Rishi Sunak rocked as interest on UK’s debt pile is set to soar to £69bn

Rishi Sunak rocked as interest on UK’s debt pile is set to hit £69bn as a result of soaring inflation

  • It is £11bn more than forecast in October’s Budget and up from £39bn last year
  • The bill amounts to £1,030 for every man, woman and child in the UK 
  • The rising cost of the £2.3trillion debt pile is a major headache for the Chancellor as he seeks to repair the nation’s battered finances 


The cost of servicing Britain’s ballooning national debt will hit more than £1,000 per person this year, experts warned last night. 

In a report that made grim reading for Rishi Sunak, the Institute for Fiscal Studies said soaring inflation will push debt interest payments up to £69bn in 2021-22. That is £11bn more than pencilled in at the Budget in October and up from £39bn last year. 

The bill amounts to £1,030 for every man, woman and child in the UK. The IFS also warned debt interest payments will be £12bn higher than expected next year at £65bn. 

The cost of servicing Britain’s ballooning national debt will hit more than £1,000 per person this year, experts warned last night

The rising cost of the £2.3trillion debt pile is a major headache for the Chancellor as he seeks to repair the nation’s battered finances and free up cash for tax cuts ahead of the next election. 

The Government is now spending more on servicing the national debt than it does on most Whitehall departments including defence. 

Only health and education command bigger budgets.
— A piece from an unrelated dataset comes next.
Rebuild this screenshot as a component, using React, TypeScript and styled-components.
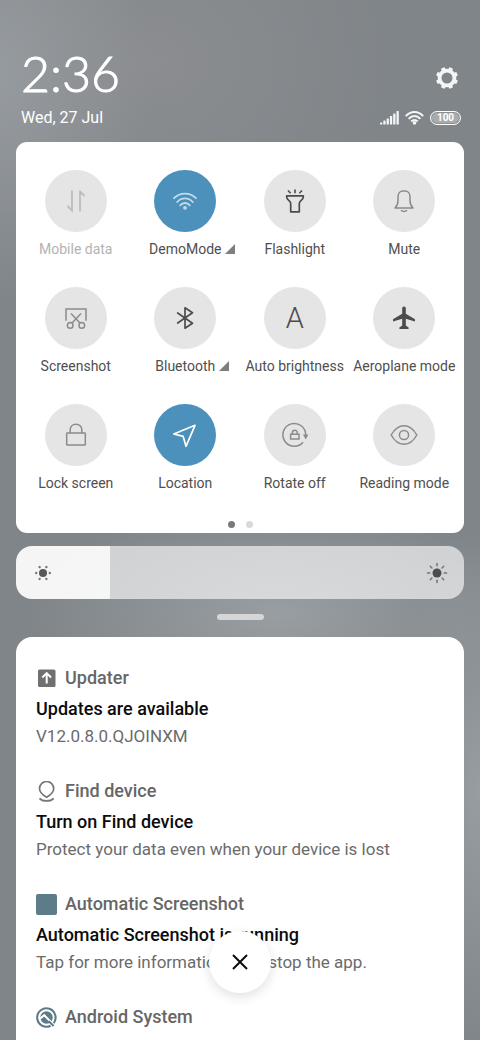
import React, { useState } from 'react';
import styled, { createGlobalStyle, css } from 'styled-components';

const GlobalStyle = createGlobalStyle`
  *, *::before, *::after { box-sizing: border-box; }
  body { margin: 0; font-family: Roboto, "Liberation Sans", sans-serif; }
  button { font: inherit; border: 0; padding: 0; cursor: pointer; }
  h2, h3, p, ul { margin: 0; padding: 0; }
`;

const Shade = styled.main`
  height: 100vh;
  overflow: hidden;
  display: flex;
  flex-direction: column;
  padding: 45px 16px 0;
  background:
    radial-gradient(ellipse 150px 230px at 0% 7%, #969b9f 0%, rgba(150, 155, 159, 0) 100%),
    radial-gradient(ellipse 250px 110px at 58% 59%, #989ea2 0%, rgba(152, 158, 162, 0) 100%),
    radial-gradient(ellipse 90px 260px at 100% 76%, #989da1 0%, rgba(152, 157, 161, 0) 100%),
    radial-gradient(ellipse 240px 200px at 32% 6%, #8b8d90 0%, rgba(139, 141, 144, 0) 100%),
    #808589;

  & > * { flex-shrink: 0; }
`;

const Header = styled.header`
  display: grid;
  grid-template-columns: 1fr auto;
  align-items: center;
  padding: 0 3px 0 5px;
  color: #fff;
`;

const Clock = styled.time`
  padding-bottom: 3px;
  font-family: Lato, Roboto, sans-serif;
  font-size: 50px;
  font-weight: 300;
  line-height: 56px;
  -webkit-text-stroke: 1px #fff;
`;

const DateText = styled.time`
  font-size: 16px;
  line-height: 28px;
`;

const SettingsButton = styled.button`
  justify-self: end;
  display: flex;
  margin-top: 7px;
  padding-right: 3px;
  background: none;
`;

const StatusIcons = styled.div`
  display: flex;
  align-items: center;
  gap: 6px;
`;

const Battery = styled.span`
  display: flex;
  align-items: center;
  justify-content: center;
  width: 31px;
  height: 14px;
  border: 1px solid #fff;
  border-radius: 7px;
  background: #a9acae;
  box-shadow: inset 0 0 0 1px #8b8f92;
  font-size: 10px;
  font-weight: 700;
  line-height: 12px;
`;

const QuickPanel = styled.section`
  margin-top: 10px;
  padding: 28px 5px 5px;
  border-radius: 11px;
  background: #fff;
`;

const TileGrid = styled.div`
  display: grid;
  grid-template-columns: repeat(4, minmax(0, 1fr));
  row-gap: 28px;
`;

const Tile = styled.button<{ $disabled?: boolean }>`
  display: flex;
  flex-direction: column;
  align-items: center;
  gap: 7px;
  background: none;
  color: ${(p) => (p.$disabled ? '#b3b3b3' : '#4f4f4f')};
`;

type Tone = 'off' | 'soft' | 'strong' | 'active' | 'activeSoft';
const toneColor: Record<Tone, string> = {
  off: '#bcbcbc',
  soft: '#8b8b8b',
  strong: '#4c4c4c',
  active: '#ffffff',
  activeSoft: '#c3dcec',
};

const TileCircle = styled.span<{ $tone: Tone }>`
  display: flex;
  align-items: center;
  justify-content: center;
  width: 62px;
  height: 62px;
  border-radius: 50%;
  background: ${(p) => (p.$tone.startsWith('active') ? '#4c90bc' : '#e5e5e5')};
  color: ${(p) => toneColor[p.$tone]};
`;

const TileLabel = styled.span`
  display: flex;
  align-items: center;
  font-size: 14px;
  line-height: 20px;
  white-space: nowrap;
`;

const ExpandMark = styled.svg`
  margin: 0 -14px 0 4px;
  color: #7f7f7f;
`;

const TileIcon = styled.svg`
  fill: none;
  stroke: currentColor;
  stroke-width: 1.5;
`;

const LetterIcon = styled.span`
  font-size: 29px;
  font-weight: 300;
  line-height: 30px;
`;

const Pager = styled.div`
  display: flex;
  justify-content: center;
  gap: 11px;
  margin-top: 28px;
`;

const PagerDot = styled.span<{ $current?: boolean }>`
  width: 7px;
  height: 7px;
  border-radius: 50%;
  background: ${(p) => (p.$current ? '#7a7a7a' : '#d9d9d9')};
`;

const Brightness = styled.label`
  position: relative;
  display: flex;
  margin-top: 13px;
  border-radius: 16px;
  overflow: hidden;
`;

const thumb = css`
  appearance: none;
  width: 1px;
  height: 53px;
  border: 0;
  background: transparent;
`;

const BrightnessInput = styled.input`
  appearance: none;
  width: 100%;
  height: 53px;
  margin: 0;
  background: linear-gradient(
    to right,
    rgba(255, 255, 255, 0.92) var(--level),
    rgba(255, 255, 255, 0.62) var(--level)
  );
  &::-webkit-slider-thumb { ${thumb} }
  &::-moz-range-thumb { ${thumb} }
`;

const BrightnessIcon = styled.svg<{ $side: 'left' | 'right' }>`
  position: absolute;
  top: 15px;
  ${(p) => p.$side}: 15px;
  stroke: #767676;
  stroke-width: 1.5;
  stroke-linecap: round;
  pointer-events: none;
`;

const Handle = styled.span`
  align-self: center;
  width: 47px;
  height: 6px;
  margin: 15px 0 17px;
  border-radius: 3px;
  background: #d4d6d8;
`;

const Notifications = styled.section`
  flex-grow: 1;
  padding: 29px 20px;
  border-radius: 16px 16px 0 0;
  background: #fff;
`;

const Notice = styled.article`
  margin-bottom: 29px;
`;

const NoticeApp = styled.div`
  display: flex;
  align-items: center;
  gap: 8px;
  height: 24px;
  color: #666;
`;

const AppName = styled.h2`
  font-size: 18px;
  font-weight: 500;
  line-height: 24px;
`;

const NoticeTitle = styled.h3`
  margin-top: 6px;
  color: #0c0c0c;
  font-size: 18px;
  font-weight: 500;
  line-height: 26px;
`;

const NoticeText = styled.p`
  color: #6b6b6b;
  font-size: 17px;
  line-height: 28px;
`;

const CloseButton = styled.button`
  position: fixed;
  bottom: 47px;
  left: 50%;
  display: flex;
  align-items: center;
  justify-content: center;
  width: 62px;
  height: 62px;
  margin-left: -31px;
  border-radius: 50%;
  background: #fff;
  box-shadow: 0 4px 12px rgba(0, 0, 0, 0.12);
`;

const Glyph = ({ children }: { children: React.ReactNode }) => (
  <TileIcon width="30" height="30" viewBox="-15 -15 30 30" aria-hidden="true">
    {children}
  </TileIcon>
);

type TileData = { label: string; tone: Tone; icon: React.ReactNode; expandable?: boolean };

const tiles: TileData[] = [
  {
    label: 'Mobile data',
    tone: 'off',
    icon: (
      <Glyph>
        <path strokeWidth="1.8" d="M-4-10.5V9.5L-8.5 5M4-10.5V10.5M4-9.5L8.5-5" />
      </Glyph>
    ),
  },
  {
    label: 'DemoMode',
    tone: 'activeSoft',
    expandable: true,
    icon: (
      <Glyph>
        <path
          strokeWidth="1.8"
          strokeLinecap="round"
          d="M-11-2.8C-5-9 5-9 11-2.8M-7.8 1C-3.5-3.8 3.5-3.8 7.8 1M-4.8 4.4C-2 1.2 2 1.2 4.8 4.4"
        />
        <circle cx="0" cy="6.8" r="1.9" fill="currentColor" stroke="none" />
      </Glyph>
    ),
  },
  {
    label: 'Flashlight',
    tone: 'strong',
    icon: (
      <Glyph>
        <path
          strokeWidth="1.7"
          strokeLinejoin="round"
          d="M-8.3-5.2H8.3V-4C8.3-0.6 4.3-0.8 4.3 2.5V10.8H-4.3V2.5C-4.3-0.8-8.3-0.6-8.3-4Z"
        />
        <path strokeWidth="1.6" d="M0-11.5V-7.8M-7-10.5L-4.4-7.8M7-10.5L4.4-7.8" />
      </Glyph>
    ),
  },
  {
    label: 'Mute',
    tone: 'soft',
    icon: (
      <Glyph>
        <path
          strokeLinejoin="round"
          d="M-9 7C-6.8 5-6 3-6-0.5V-4C-6-7.8-3.6-10-1-10H1C3.6-10 6-7.8 6-4V-0.5C6 3 6.8 5 9 7Z"
        />
        <path d="M-3 9.3C-1.5 10.8 1.5 10.8 3 9.3" />
      </Glyph>
    ),
  },
  {
    label: 'Screenshot',
    tone: 'soft',
    icon: (
      <Glyph>
        <path d="M-10 2.8V-9H10V2.8M-5-4.6L4.2 5.2M5-4.6L-4.2 5.2" />
        <circle cx="-5.8" cy="7.4" r="2.8" />
        <circle cx="5.8" cy="7.4" r="2.8" />
      </Glyph>
    ),
  },
  {
    label: 'Bluetooth',
    tone: 'strong',
    expandable: true,
    icon: (
      <Glyph>
        <path
          strokeWidth="1.7"
          strokeLinejoin="round"
          strokeLinecap="round"
          d="M-7.3-5L7.5 5.2L0 10.2V-10.2L7.5-5.2L-7.3 5"
        />
      </Glyph>
    ),
  },
  { label: 'Auto brightness', tone: 'strong', icon: <LetterIcon aria-hidden="true">A</LetterIcon> },
  {
    label: 'Aeroplane mode',
    tone: 'strong',
    icon: (
      <Glyph>
        <path
          fill="currentColor"
          stroke="none"
          d="M0-11.5C1.2-11.5 1.8-10.6 1.8-9.4V-4.2L11 1.2V3.6L1.8 0.8V7.6L4.6 9.4V11H-4.6V9.4L-1.8 7.6V0.8L-11 3.6V1.2L-1.8-4.2V-9.4C-1.8-10.6-1.2-11.5 0-11.5Z"
        />
      </Glyph>
    ),
  },
  {
    label: 'Lock screen',
    tone: 'soft',
    icon: (
      <Glyph>
        <rect x="-9.3" y="-2" width="18.6" height="12" rx="0.6" />
        <path d="M-5.8-2V-5.2C-5.8-12.6 5.8-12.6 5.8-5.2V-2" />
      </Glyph>
    ),
  },
  {
    label: 'Location',
    tone: 'active',
    icon: (
      <Glyph>
        <path strokeWidth="1.7" strokeLinejoin="round" d="M10-9.7L-11.2-1L-1.8 1.4L1 11.3Z" />
      </Glyph>
    ),
  },
  {
    label: 'Rotate off',
    tone: 'soft',
    icon: (
      <Glyph>
        <path d="M8 7.2A11.4 11.4 0 1 1 10.7 0" />
        <path fill="currentColor" stroke="none" d="M8-0.6H13.4L10.7 4.4Z" />
        <rect x="-4.4" y="-0.8" width="8.4" height="4.8" />
        <path d="M-2.6-1V-2.4C-2.6-5.6 2.2-5.6 2.2-2.4V-1" />
      </Glyph>
    ),
  },
  {
    label: 'Reading mode',
    tone: 'soft',
    icon: (
      <Glyph>
        <path d="M-12.8 0C-6-12.4 6-12.4 12.8 0C6 12.4-6 12.4-12.8 0Z" strokeLinejoin="round" />
        <circle cx="0" cy="0" r="4.6" />
      </Glyph>
    ),
  },
];

const UpdaterIcon = () => (
  <svg width="21" height="21" viewBox="0 0 21 21" aria-hidden="true">
    <rect x="2" y="1.5" width="17.5" height="17.5" rx="1.5" fill="#6f7072" />
    <path d="M10.7 15.5V5.5M6.3 9.5L10.7 5.1L15.1 9.5" fill="none" stroke="#fff" strokeWidth="2" />
  </svg>
);

const FindIcon = () => (
  <svg width="21" height="21" viewBox="0 0 21 21" fill="none" stroke="#777" strokeWidth="1.7" aria-hidden="true">
    <path d="M10.6 16.2C8 14.8 3.5 11.6 3.5 7.6A7.1 7.1 0 0 1 17.7 7.6C17.7 11.6 13.2 14.8 10.6 16.2Z" />
    <path d="M3.5 17.4C6.5 20.8 14.7 20.8 17.7 17.4" />
  </svg>
);

const SquareIcon = () => (
  <svg width="21" height="21" viewBox="0 0 21 21" aria-hidden="true">
    <rect width="21" height="21" rx="2" fill="#5d7b88" />
  </svg>
);

const SystemIcon = () => (
  <svg width="21" height="21" viewBox="0 0 21 21" fill="none" aria-hidden="true">
    <path d="M17.2 16.7A9.2 9.2 0 1 0 14.6 18.7" stroke="#5d7b88" strokeWidth="2.1" />
    <circle cx="10.5" cy="10.5" r="6.2" fill="#5d7b88" />
    <path d="M3.4 12.2L8.2 8.2L19 19" stroke="#fff" strokeWidth="2" />
    <path d="M12.8 14.2L17.6 19" stroke="#5d7b88" strokeWidth="2" />
  </svg>
);

const notices = [
  { app: 'Updater', icon: <UpdaterIcon />, title: 'Updates are available', text: 'V12.0.8.0.QJOINXM' },
  {
    app: 'Find device',
    icon: <FindIcon />,
    title: 'Turn on Find device',
    text: 'Protect your data even when your device is lost',
  },
  {
    app: 'Automatic Screenshot',
    icon: <SquareIcon />,
    title: 'Automatic Screenshot is running',
    text: 'Tap for more information or to stop the app.',
  },
  {
    app: 'Android System',
    icon: <SystemIcon />,
    title: 'Charging this device via USB',
    text: 'Tap for more options.',
  },
];

const GearIcon = () => (
  <svg width="22" height="22" viewBox="-11 -11 22 22" aria-hidden="true">
    <circle r="7.4" fill="none" stroke="#f4f5f5" strokeWidth="3.8" />
    {[22.5, 67.5, 112.5, 157.5, 202.5, 247.5, 292.5, 337.5].map((angle) => (
      <rect key={angle} x="-2.1" y="-11" width="4.2" height="4" rx="1" fill="#f4f5f5" transform={`rotate(${angle})`} />
    ))}
  </svg>
);

const SignalIcon = () => (
  <svg width="19" height="14" viewBox="0 0 19 14" fill="#f4f5f5" aria-label="Signal" role="img">
    {[2, 4, 6, 8.5, 11, 13.5].map((h, i) => (
      <rect key={h} x={i * 3.3} y={13.5 - h} width="2.3" height={h} rx="0.6" />
    ))}
  </svg>
);

const WifiIcon = () => (
  <svg width="19" height="14" viewBox="0 0 19 14" fill="none" stroke="#f4f5f5" strokeWidth="1.9" aria-label="Wi-Fi" role="img">
    <path d="M0.8 5.2C5.6-0.4 13.4-0.4 18.2 5.2M3.6 7.9C7 4.1 12 4.1 15.4 7.9M6.3 10.5C8.2 8.4 10.8 8.4 12.7 10.5" />
    <circle cx="9.5" cy="11.9" r="1.8" fill="#f4f5f5" stroke="none" />
  </svg>
);

export default function App() {
  const [level, setLevel] = useState(21);

  return (
    <>
      <GlobalStyle />
      <Shade>
        <Header>
          <Clock>2:36</Clock>
          <SettingsButton aria-label="Settings">
            <GearIcon />
          </SettingsButton>
          <DateText>Wed, 27 Jul</DateText>
          <StatusIcons>
            <SignalIcon />
            <WifiIcon />
            <Battery>100</Battery>
          </StatusIcons>
        </Header>

        <QuickPanel aria-label="Quick settings">
          <TileGrid>
            {tiles.map((tile) => (
              <Tile key={tile.label} $disabled={tile.tone === 'off'}>
                <TileCircle $tone={tile.tone}>{tile.icon}</TileCircle>
                <TileLabel>
                  {tile.label}
                  {tile.expandable && (
                    <ExpandMark width="10" height="10" viewBox="0 0 10 10" aria-hidden="true">
                      <path d="M10 0V10H0Z" fill="currentColor" />
                    </ExpandMark>
                  )}
                </TileLabel>
              </Tile>
            ))}
          </TileGrid>
          <Pager>
            <PagerDot $current />
            <PagerDot />
          </Pager>
        </QuickPanel>

        <Brightness>
          <BrightnessInput
            type="range"
            min={0}
            max={100}
            value={level}
            aria-label="Brightness"
            onChange={(e) => setLevel(Number(e.target.value))}
            style={{ '--level': `${level}%` } as React.CSSProperties}
          />
          <BrightnessIcon $side="left" width="24" height="24" viewBox="-12 -12 24 24" aria-hidden="true">
            <circle r="4" fill="#585858" stroke="none" />
            {[30, 90, 150, 210, 270, 330].map((a) => (
              <circle key={a} cy="-6.8" r="1.2" fill="#767676" stroke="none" transform={`rotate(${a})`} />
            ))}
          </BrightnessIcon>
          <BrightnessIcon $side="right" width="24" height="24" viewBox="-12 -12 24 24" aria-hidden="true">
            <circle r="4.5" fill="#4c4c4c" stroke="none" />
            {[0, 45, 90, 135, 180, 225, 270, 315].map((a) => (
              <path key={a} d="M0-7.2V-9.5" transform={`rotate(${a})`} />
            ))}
          </BrightnessIcon>
        </Brightness>

        <Handle />

        <Notifications aria-label="Notifications">
          {notices.map((n) => (
            <Notice key={n.app}>
              <NoticeApp>
                {n.icon}
                <AppName>{n.app}</AppName>
              </NoticeApp>
              <NoticeTitle>{n.title}</NoticeTitle>
              <NoticeText>{n.text}</NoticeText>
            </Notice>
          ))}
        </Notifications>

        <CloseButton aria-label="Clear notifications">
          <svg width="16" height="16" viewBox="0 0 16 16" aria-hidden="true">
            <path d="M1 1L15 15M15 1L1 15" stroke="#0c0c0c" strokeWidth="2" />
          </svg>
        </CloseButton>
      </Shade>
    </>
  );
}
Mark Littlewood, director general of the Institute of Economic Affairs, said: ‘We are going to be paying the price for many years to come for our reckless borrowing over the last 20 years.’ 

Debt interest payments have been driven higher by rising inflation. This is because some £506bn of debt is index-linked – which means it is pegged to the retail prices index measure of inflation. 

Official figures yesterday showed the RPI hit a 31- year high of 7.8pc last month, well above the forecasts made by the Office for Budget Responsibility in October. 

Isabel Stockton, a research economist at the IFS, said: ‘We now project that central government spending on debt interest this financial year will come in at around £69bn. Looking ahead into 2022-23, the October Budget forecast that debt interest spending would be £53bn. The increase in the outlook for the RPI since then could easily add another £12bn to this figure.’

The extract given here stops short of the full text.